Postponed: John Collins, "Recent Crises in Representation and Racialized Mediation"

NOTE: This talk will be rescheduled for AY 2020-21.

Race, Ethnicities, and Inequalities Colloquium

John Collins, Associate Professor, Department of Anthropology, Queens College & the CUNY Graduate Center

Since the mid-1990s, John Collins has conducted ethnographic research on UNESCO world heritage sites, urban restoration programs, and their relationships to national histories and racial politics in Brazil. This gave rise to his first book, Revolt of the Saints: Memory and Redemption in the Twilight of Brazilian 'Racial Democracy.'

In addition to ongoing work on heritage, race and ethnographic approaches to history and historicity in Latin America, he is currently involved in two new projects.
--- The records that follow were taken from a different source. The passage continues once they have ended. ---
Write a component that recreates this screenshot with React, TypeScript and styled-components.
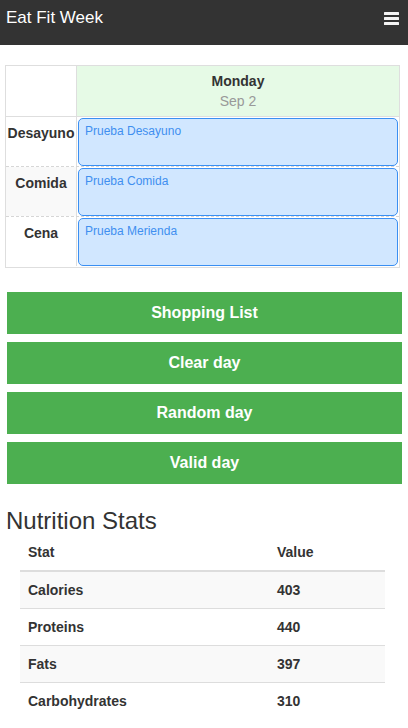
import React from "react";
import styled, { createGlobalStyle } from "styled-components";

const GlobalStyle = createGlobalStyle`
  *, *::before, *::after { box-sizing: border-box; }
  html, body { margin: 0; padding: 0; background: #fff; }
  body {
    font-family: "Liberation Sans", Arial, Helvetica, sans-serif;
    color: #333;
    font-size: 14px;
  }
`;

const TopBar = styled.header`
  height: 45px;
  background: #333;
  display: flex;
  justify-content: space-between;
  align-items: flex-start;
  padding: 8px 9px 0 6px;
`;

const Brand = styled.div`
  color: #fff;
  font-size: 17px;
  line-height: 20px;
`;

const MenuIcon = styled.div`
  width: 15px;
  margin-top: 4px;
  display: flex;
  flex-direction: column;
  gap: 2px;
`;

const MenuBar = styled.span`
  display: block;
  height: 3px;
  background: #f4f4f4;
  border-radius: 0.5px;
`;

const Page = styled.main`
  padding-top: 20px;
`;

const Schedule = styled.section`
  margin-left: 5px;
  width: 395px;
  border: 1px solid #dedede;
`;

const ScheduleRow = styled.div<{ $head?: boolean; $last?: boolean }>`
  display: grid;
  grid-template-columns: 71px 1fr;
  border-bottom: 1px ${(p) => (p.$head ? "solid #dedede" : p.$last ? "solid transparent" : "dashed #d6d6d6")};
`;

const SideCell = styled.div<{ $striped?: boolean }>`
  border-right: 1px solid #dedede;
  background: ${(p) => (p.$striped ? "#f9f9f9" : "#fff")};
  text-align: center;
  padding-top: 6px;
  font-weight: bold;
  font-size: 14px;
  line-height: 20px;
  color: #333;
`;

const DayHeader = styled.div`
  background: #e6fae6;
  text-align: center;
  padding: 5px;
  line-height: 20px;
  font-size: 14px;
`;

const DayName = styled.div`
  font-weight: bold;
  color: #333;
`;

const DayDate = styled.div`
  color: #999;
`;

const MealCell = styled.div`
  padding: 1px 1px 0 1px;
`;

const MealCard = styled.div`
  height: 48px;
  border: 1px solid #3a8ff2;
  border-radius: 5px;
  background: #d1e7ff;
  padding: 5px 6px;
  font-size: 12px;
  line-height: 14px;
  color: #3f8ff0;
`;

const ActionList = styled.div`
  margin: 24px 0 0 7px;
  width: 395px;
  display: flex;
  flex-direction: column;
  gap: 8px;
`;

const ActionButton = styled.button`
  height: 42px;
  border: none;
  background: #4caf50;
  color: #fff;
  font-family: inherit;
  font-weight: bold;
  font-size: 16px;
  padding: 0;
  cursor: pointer;
`;

const SectionTitle = styled.h2`
  margin: 24px 0 0 6px;
  font-size: 24px;
  font-weight: normal;
  line-height: 26.4px;
  color: #333;
`;

const StatsTable = styled.table`
  margin-left: 20px;
  width: 365px;
  border-collapse: collapse;
  table-layout: fixed;
  font-size: 14px;
  line-height: 20px;
  color: #333;
`;

const StatHead = styled.th<{ $first?: boolean }>`
  text-align: left;
  padding: 8px;
  font-weight: bold;
  border-bottom: 2px solid #dddddd;
  width: ${(p) => (p.$first ? "249px" : "auto")};
`;

const StatRow = styled.tr<{ $striped?: boolean }>`
  background: ${(p) => (p.$striped ? "#f9f9f9" : "#fff")};
`;

const StatCell = styled.td`
  padding: 8px;
  font-weight: bold;
  border-top: 1px solid #dddddd;
`;

const meals = [
  { label: "Desayuno", text: "Prueba Desayuno" },
  { label: "Comida", text: "Prueba Comida" },
  { label: "Cena", text: "Prueba Merienda" },
];

const actions = ["Shopping List", "Clear day", "Random day", "Valid day"];

const stats = [
  { name: "Calories", value: 403 },
  { name: "Proteins", value: 440 },
  { name: "Fats", value: 397 },
  { name: "Carbohydrates", value: 310 },
];

export default function App() {
  return (
    <>
      <GlobalStyle />
      <TopBar>
        <Brand>Eat Fit Week</Brand>
        <MenuIcon aria-label="menu">
          <MenuBar />
          <MenuBar />
          <MenuBar />
        </MenuIcon>
      </TopBar>
      <Page>
        <Schedule>
          <ScheduleRow $head>
            <SideCell />
            <DayHeader>
              <DayName>Monday</DayName>
              <DayDate>Sep 2</DayDate>
            </DayHeader>
          </ScheduleRow>
          {meals.map((m, i) => (
            <ScheduleRow key={m.label} $last={i === meals.length - 1}>
              <SideCell $striped={i % 2 === 1}>{m.label}</SideCell>
              <MealCell>
                <MealCard>{m.text}</MealCard>
              </MealCell>
            </ScheduleRow>
          ))}
        </Schedule>
        <ActionList>
          {actions.map((a) => (
            <ActionButton key={a}>{a}</ActionButton>
          ))}
        </ActionList>
        <SectionTitle>Nutrition Stats</SectionTitle>
        <StatsTable>
          <thead>
            <tr>
              <StatHead $first>Stat</StatHead>
              <StatHead>Value</StatHead>
            </tr>
          </thead>
          <tbody>
            {stats.map((s, i) => (
              <StatRow key={s.name} $striped={i % 2 === 0}>
                <StatCell>{s.name}</StatCell>
                <StatCell>{s.value}</StatCell>
              </StatRow>
            ))}
          </tbody>
        </StatsTable>
      </Page>
    </>
  );
}
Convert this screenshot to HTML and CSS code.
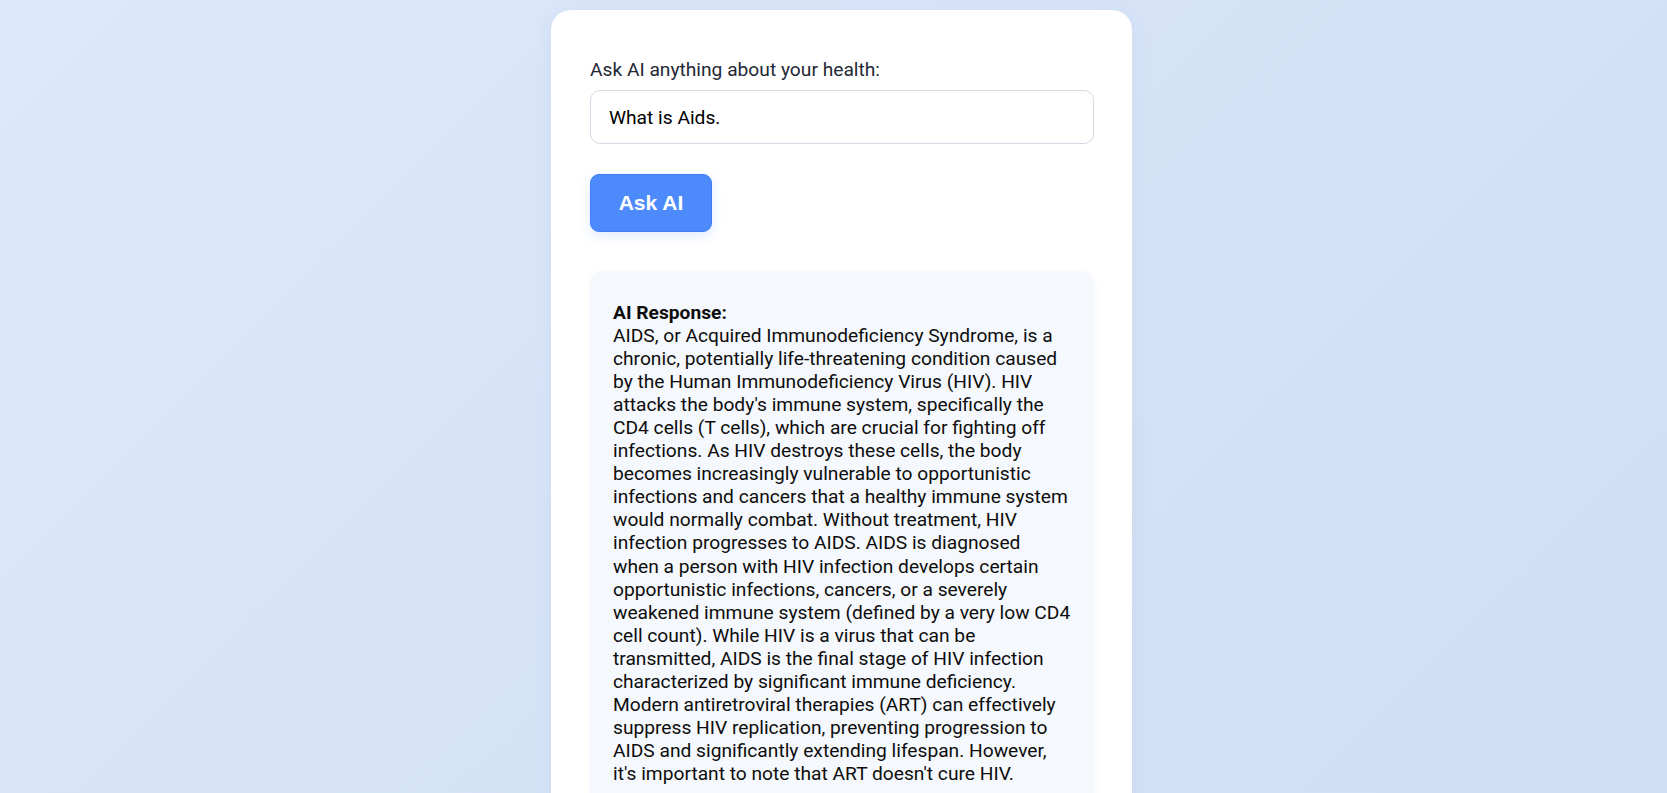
FILE: index.html
```html
<!DOCTYPE html>
<html lang="en">
<head>
<meta charset="utf-8">
<title>Ask AI</title>
<link rel="stylesheet" href="styles.css">
</head>
<body>
<div class="page">
  <main class="card">
    <label class="label" for="q">Ask AI anything about your health:</label>
    <input class="input" id="q" type="text" value="What is Aids.">
    <button class="btn" type="button">Ask AI</button>
    <section class="response"><strong>AI Response:</strong><br>AIDS, or Acquired Immunodeficiency Syndrome, is a chronic, potentially life-threatening condition caused by the Human Immunodeficiency Virus (HIV). HIV attacks the body's immune system, specifically the CD4 cells (T cells), which are crucial for fighting off infections. As HIV destroys these cells, the body becomes increasingly vulnerable to opportunistic infections and cancers that a healthy immune system would normally combat. Without treatment, HIV infection progresses to AIDS. AIDS is diagnosed when&nbsp;a person with HIV infection develops certain opportunistic infections, cancers, or a severely weakened immune system (defined by a very low CD4 cell count). While HIV is a virus that can be transmitted, AIDS is the final stage of HIV infection characterized by significant immune deficiency. Modern antiretroviral therapies (ART) can effectively suppress HIV replication, preventing progression to AIDS and significantly extending lifespan. However, it's important to note that ART doesn't cure HIV.</section>
  </main>
</div>
</body>
</html>
```

FILE: styles.css
```css
* { box-sizing: border-box; }

html, body {
  margin: 0;
  padding: 0;
}

body {
  min-height: 100vh;
  background: linear-gradient(135deg, #dde8fa 0%, #cedef4 100%);
  background-attachment: fixed;
  font-family: Roboto, "Liberation Sans", Arial, sans-serif;
}

.page {
  display: flex;
  justify-content: center;
  padding: 10px 0 40px 16px;
}

.card {
  width: 581px;
  background: #ffffff;
  border-radius: 20px;
  padding: 49px 38px 40px 39px;
  display: flex;
  flex-direction: column;
  align-items: flex-start;
  box-shadow: 0 4px 20px rgba(60, 90, 140, 0.06);
}

.label {
  font-size: 19.2px;
  line-height: 22px;
  color: #232835;
  margin-bottom: 9px;
}

.input {
  width: 100%;
  height: 54px;
  padding: 0 18px;
  border: 1px solid #d3dae5;
  border-radius: 10px;
  font-family: Roboto, "Liberation Sans", Arial, sans-serif;
  font-size: 19.2px;
  color: #000;
  background: #fff;
  outline: none;
}

.btn {
  margin-top: 30px;
  width: 122px;
  height: 58px;
  border: 1px solid #3d7ff2;
  border-radius: 9px;
  background: #4d8bfd;
  color: #fff;
  font-family: "Liberation Sans", Arial, sans-serif;
  font-weight: 700;
  font-size: 21px;
  box-shadow: 0 4px 12px rgba(77, 139, 253, 0.18);
  cursor: pointer;
}

.response {
  margin-top: 39px;
  width: 100%;
  background: #f5f8fc;
  border-radius: 14px;
  padding: 30px 23px 30px 23px;
  font-size: 19.2px;
  line-height: 23.05px;
  color: #0d0d0d;
  box-shadow: 0 2px 10px rgba(40, 70, 120, 0.04);
}

.response strong {
  font-weight: 700;
}
```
The first, Under English Eyes, examines the ways Africans who arrived on the final slave ship to dock in the city of Salvador, Bahia experienced Brazil's 19th century transition to ostensibly free labor. The second, Hunters of the Sourlands, is a somewhat iconoclastic foray into human-animal relations and the politics of property and nature in the contemporary U.S. The project is based on experiences with hunters of white-tail deer, state game officials, and scientists involved in wildlife biology in central New Jersey. Collins seeks to understand more clearly how recent economic changes have altered landscapes in ways that affect both national politics and the ecology of North American woodlands. This project articulates closely with his ongoing examination of U.S. imperial politics, which gave rise to his most recent book, a volume co-edited with Carole McGranahan and entitled Ethnographies of U.S. Empire (Duke University Press, 2018).

In addition to his research and teaching at Queens and CUNY Graduate Center, he currently serves as co-chair of the Columbia University Brazil Seminar. From 2012-2018 he directed Queens College's Program in Latin American and Latino Studies. LALS plays an extremely important and promising role in the intellectual life of Queens as a College and Queens as a borough.